_Required task_
Tally the lines of the data that include the word "components" and state the total, nothing else.

··········

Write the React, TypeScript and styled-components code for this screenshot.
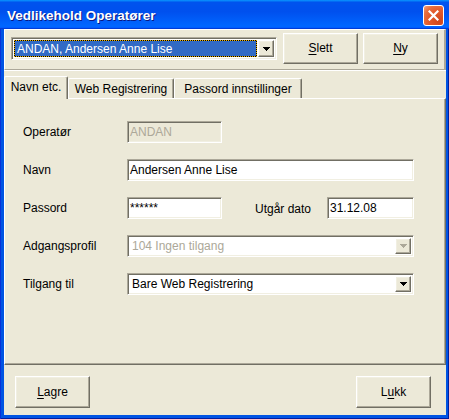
import styled, { createGlobalStyle, css } from "styled-components";
import { FC, ReactNode } from "react";

const GlobalStyle = createGlobalStyle`
	html, body {
		margin: 0;
		padding: 0;
	}
	body {
		font-family: "Liberation Sans", Arial, sans-serif;
		font-size: 12px;
		color: #000;
	}
	* {
		box-sizing: border-box;
	}
`;

// classic 3D edges
const raised = css`
	border: 1px solid;
	border-color: #fff #716f64 #716f64 #fff;
	box-shadow: inset -1px -1px 0 #aca899, inset 1px 1px 0 #f1efe2;
`;

const sunken = css`
	border: 1px solid;
	border-color: #aca899 #fff #fff #aca899;
	box-shadow: inset 1px 1px 0 #716f64, inset -1px -1px 0 #f1efe2;
`;

const Arrow: FC<{ disabled?: boolean }> = ({ disabled }) => (
	<svg width='7' height='4' viewBox='0 0 7 4' shapeRendering='crispEdges'>
		<path
			d='M0 0h7v1H0z M1 1h5v1H1z M2 2h3v1H2z M3 3h1v1H3z'
			fill={disabled ? "#aca899" : "#000"}
		/>
	</svg>
);

const Combo: FC<{ value: string; disabled?: boolean }> = ({
	value,
	disabled,
}) => (
	<SelectBox>
		<SelectText $disabled={disabled}>{value}</SelectText>
		<DropButton>
			<Arrow disabled={disabled} />
		</DropButton>
	</SelectBox>
);

const Button: FC<{ children: ReactNode; h?: number }> = ({ children, h }) => (
	<PushButton $h={h}>{children}</PushButton>
);

const App: FC = () => {
	return (
		<>
			<GlobalStyle />
			<Window>
				<TitleBar>
					<Title>Vedlikehold Operatører</Title>
					<CloseButton aria-label='Lukk'>
						<svg width='11' height='11' viewBox='0 0 11 11'>
							<path
								d='M1.5 1.5 L9.5 9.5 M9.5 1.5 L1.5 9.5'
								stroke='#fff'
								strokeWidth='2.2'
								strokeLinecap='square'
							/>
						</svg>
					</CloseButton>
				</TitleBar>
				<Frame>
					<Body>
						<TopPanel>
							<OperatorCombo>
								<Selected>ANDAN, Andersen Anne Lise</Selected>
								<DropButton>
									<Arrow />
								</DropButton>
							</OperatorCombo>
							<TopButtons>
								<Button h={31}>
									<u>S</u>lett
								</Button>
								<Button h={31}>
									<u>N</u>y
								</Button>
							</TopButtons>
						</TopPanel>

						<TabStrip>
							<Tab $active $w={64}>
								Navn etc.
							</Tab>
							<Tab $w={106}>Web Registrering</Tab>
							<Tab $w={128}>Passord innstillinger</Tab>
						</TabStrip>

						<TabPanel>
							<Form>
								<Row>
									<Label>Operatør</Label>
									<Input $w={95} $disabled>
										ANDAN
									</Input>
								</Row>
								<Row>
									<Label>Navn</Label>
									<Input $w={287}>Andersen Anne Lise</Input>
								</Row>
								<Row>
									<Label>Passord</Label>
									<Input $w={95}>******</Input>
									<SideLabel>Utgår dato</SideLabel>
									<Input $w={87}>31.12.08</Input>
								</Row>
								<Row>
									<Label>Adgangsprofil</Label>
									<Combo value='104 Ingen tilgang' disabled />
								</Row>
								<Row>
									<Label>Tilgang til</Label>
									<Combo value='Bare Web Registrering' />
								</Row>
							</Form>
						</TabPanel>

						<Footer>
							<Button h={32}>
								<u>L</u>agre
							</Button>
							<Button h={32}>
								L<u>u</u>kk
							</Button>
						</Footer>
					</Body>
				</Frame>
			</Window>
		</>
	);
};

export default App;

const Window = styled.div`
	width: 449px;
	height: 419px;
	display: flex;
	flex-direction: column;
	background: #0054e3;
	overflow: hidden;
`;

const TitleBar = styled.div`
	height: 29px;
	flex: none;
	display: flex;
	align-items: center;
	justify-content: space-between;
	padding: 1px 5px 0 7px;
	background: linear-gradient(
		to bottom,
		#0997ff 0,
		#0053ee 8%,
		#0050ee 40%,
		#0066ff 88%,
		#0066ff 93%,
		#005bff 95%,
		#003dd7 96%,
		#003dd7 100%
	);
`;

const Title = styled.span`
	color: #fff;
	font: bold 13.5px "Liberation Sans", Arial, sans-serif;
	text-shadow: 1px 1px 0 #0a1883;
`;

const CloseButton = styled.button`
	width: 21px;
	height: 21px;
	padding: 0;
	border: 1px solid #fff;
	border-radius: 3px;
	display: flex;
	align-items: center;
	justify-content: center;
	background: radial-gradient(
		circle at 80% 80%,
		#d0451a 0%,
		#e35a2c 50%,
		#e8703f 75%,
		#f4a080 100%
	);
`;

const Frame = styled.div`
	flex: 1;
	display: flex;
	padding: 0 4px 4px;
	box-shadow: inset 1px 0 0 #0831d9, inset -1px 0 0 #001ea0,
		inset 0 -1px 0 #001ea0;
`;

const Body = styled.div`
	flex: 1;
	display: flex;
	flex-direction: column;
	background: #ece9d8;
`;

const TopPanel = styled.div`
	height: 41px;
	flex: none;
	display: flex;
	align-items: flex-start;
	padding: 0 6px;
	border-top: 1px solid #fff;
	border-left: 1px solid #fff;
	border-bottom: 1px solid #aca899;
	border-right: 2px solid #aca899;
	box-shadow: 0 1px 0 #fff;
`;

const OperatorCombo = styled.div`
	${sunken};
	width: 266px;
	height: 23px;
	margin-top: 7px;
	display: flex;
	align-items: stretch;
	padding: 2px;
	background: #fff;
`;

const Selected = styled.div`
	flex: 1;
	display: flex;
	align-items: center;
	padding-left: 2px;
	color: #fff;
	white-space: nowrap;
	overflow: hidden;
	border: 1px dotted #f0b400;
	background: linear-gradient(#316ac5, #316ac5) padding-box, #000 border-box;
	margin-right: 1px;
`;

const DropButton = styled.div`
	${raised};
	width: 16px;
	flex: none;
	display: flex;
	align-items: center;
	justify-content: center;
	background: #ece9d8;
`;

const TopButtons = styled.div`
	display: flex;
	gap: 5px;
	margin-left: 6px;
	margin-top: 3px;
`;

const PushButton = styled.div<{ $h?: number }>`
	${raised};
	width: 75px;
	height: ${(p) => p.$h ?? 31}px;
	display: flex;
	align-items: center;
	justify-content: center;
	background: #ece9d8;
	padding-bottom: 1px;

	u {
		text-decoration-thickness: 1px;
		text-underline-offset: 2px;
	}
`;

const TabStrip = styled.div`
	height: 27px;
	flex: none;
	display: flex;
	align-items: flex-end;
	margin-top: 1px;
`;

const Tab = styled.div<{ $active?: boolean; $w: number }>`
	position: relative;
	width: ${(p) => p.$w}px;
	height: ${(p) => (p.$active ? 23 : 20)}px;
	margin-bottom: ${(p) => (p.$active ? -1 : 0)}px;
	z-index: ${(p) => (p.$active ? 1 : 0)};
	display: flex;
	align-items: ${(p) => (p.$active ? "flex-start" : "center")};
	padding-top: ${(p) => (p.$active ? 3 : 0)}px;
	justify-content: center;
	background: #ece9d8;
	border-top: 1px solid #fff;
	border-left: 1px solid #fff;
	border-right: 1px solid #716f64;
	border-radius: 2px 2px 0 0;
	box-shadow: inset -1px 0 0 #aca899;
	white-space: nowrap;
`;

const TabPanel = styled.div`
	height: 267px;
	flex: none;
	border: 1px solid;
	border-color: #fff #716f64 #716f64 #fff;
	box-shadow: inset -1px -1px 0 #aca899;
	padding: 22px 0 0 18px;
`;

const Form = styled.div`
	display: flex;
	flex-direction: column;
	gap: 16px;
`;

const Row = styled.div`
	display: flex;
	align-items: center;
	height: 22px;
`;

const Label = styled.div`
	width: 104px;
	flex: none;
`;

const SideLabel = styled.div`
	width: 72px;
	margin-left: 33px;
	flex: none;
	padding-top: 2px;
`;

const Input = styled.div<{ $w: number; $disabled?: boolean }>`
	${sunken};
	width: ${(p) => p.$w}px;
	height: 22px;
	flex: none;
	display: flex;
	align-items: center;
	padding: 0 3px 0 2px;
	white-space: nowrap;
	overflow: hidden;
	background: ${(p) => (p.$disabled ? "#ece9d8" : "#fff")};
	color: ${(p) => (p.$disabled ? "#aca899" : "#000")};
`;

const SelectBox = styled.div`
	${sunken};
	width: 287px;
	height: 22px;
	flex: none;
	display: flex;
	align-items: stretch;
	padding: 2px;
	background: #fff;
`;

const SelectText = styled.div<{ $disabled?: boolean }>`
	flex: 1;
	display: flex;
	align-items: center;
	padding-left: 2px;
	color: ${(p) => (p.$disabled ? "#aca899" : "#000")};
	white-space: nowrap;
`;

const Footer = styled.div`
	flex: 1;
	display: flex;
	justify-content: space-between;
	align-items: flex-start;
	padding: 11px 15px 0 11px;
`;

··········

_Output below_
2